Leven als kotstudenten is voor Le 77 het geheim van hun succes

FYI.

This story is over 5 years old.

VICE Student Guide

Leven als kotstudenten is voor Le 77 het geheim van hun succes

“Omdat we onder een dak wonen, kunnen we altijd meteen naar de studio in ons huis."
LB
foto's door Laurane Bindelle
Brussels, BE

Eerst en vooral: VICE België zit nu ook op Instagram.

VICE duikt volop in het studentenleven, en alles wat daarbij komt kijken — van smartdrugs en soa's tot TD's en studiestress.
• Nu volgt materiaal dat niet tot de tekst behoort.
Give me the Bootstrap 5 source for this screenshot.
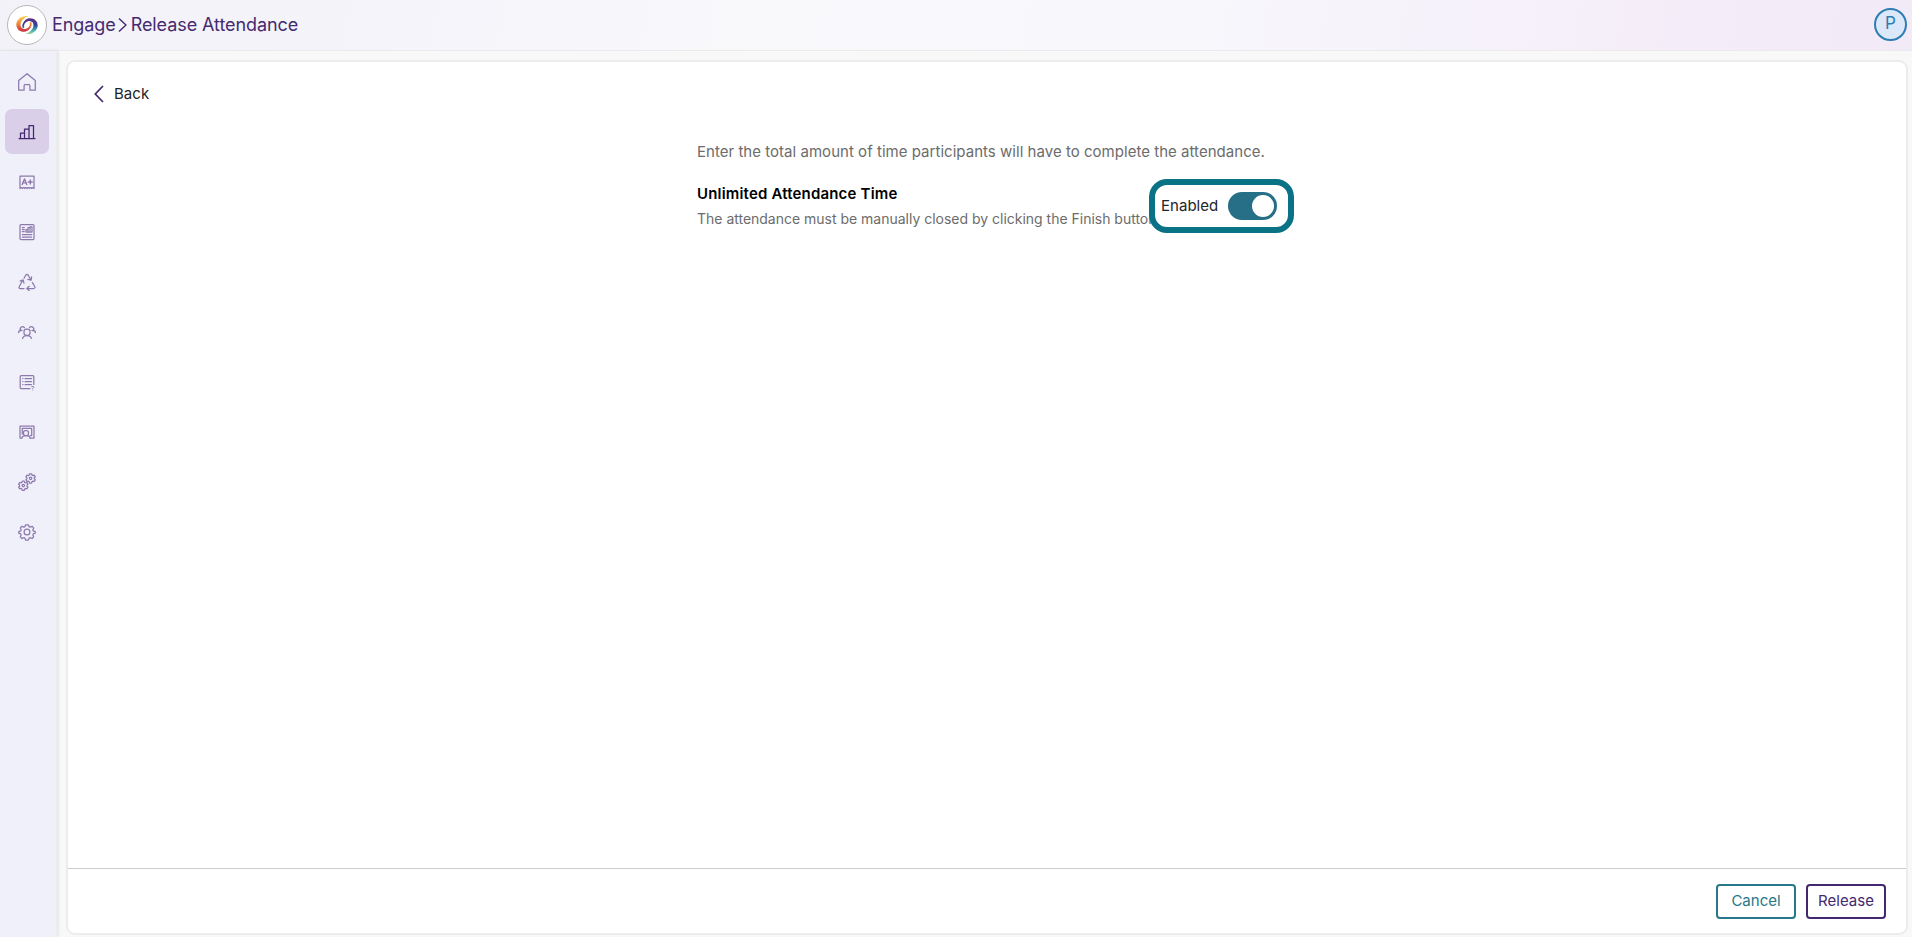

Lees meer in de VICE Student Guide.

Op het terras van de Bar du Matin ontmoet ik drie muzikale kerels die samen op huisnummer 77 van een straat in Laken wonen. Peet (rapper), Morgan (beatmaker) en Rayan (manager) lijken nog niet lang wakker. Félé Flingue, de andere rapper, is nergens te bespeuren. De jongens hebben wel een andere rijzende ster meegebracht die ook onder hetzelfde dak woont: Blu Samu, die we enkele maanden geleden al de pieren uit de neus hebben gevraagd en dus niet nog een keer lastig gaan vallen met onze vragen. Zij krijgt wat rust. De groep die ik vandaag interview zit echter niet stil. Sinds ze in 2015 hun huis-tuin-en-keukenproject begonnen, is Le 77 een van de populairste namen in de Belgische rap game geworden.

Advertentie

Omdat het nieuwe academiejaar begint en Le 77 dat aftrapt op Brussel Brost, besloot ik hen te vragen naar hun oude studentenleven. Al hebben ze ook serieuzere zaken te vertellen, zoals hoe ons onderwijs artiesten beter kan ondersteunen.

le-77-blu-samu-brussel-interview

Blu Samu (links) en de kerels van Le 77.

VICE: Ha, kerels. Donderdag openen jullie het nieuwe academiejaar op Brussel Brost. Roept dit herinneringen op aan de tijd dat jullie zelf studenten waren en tussen het publiek stonden in plaats van op het podium?
Peet: Mensen denken vaak dat alles heel plots is gebeurd voor ons, maar eigenlijk ging dat heel geleidelijk. Alles begon hier in de Bar du Matin in Elsene, met een optredens in ruil voor een hot dog. Daarna kwam steeds weer van het één het andere, maar ik kan je garanderen dat we serieus hebben moeten werken om voor vijfduizend man op Dour te kunnen optreden. Al blijft het zot dat wij nu degenen zijn die het publiek entertainen.
Morgan: Die verandering van perspectief - op versus voor het podium - is wel iets dat ik hard heb beleefd. Uiteraard is optreden op Couleur Café, waar ik zelf talloze keren als festivalganger was, een ongelofelijk gevoel. Ik heb altijd de andere kant van het festival willen ontdekken, en nu is het zover.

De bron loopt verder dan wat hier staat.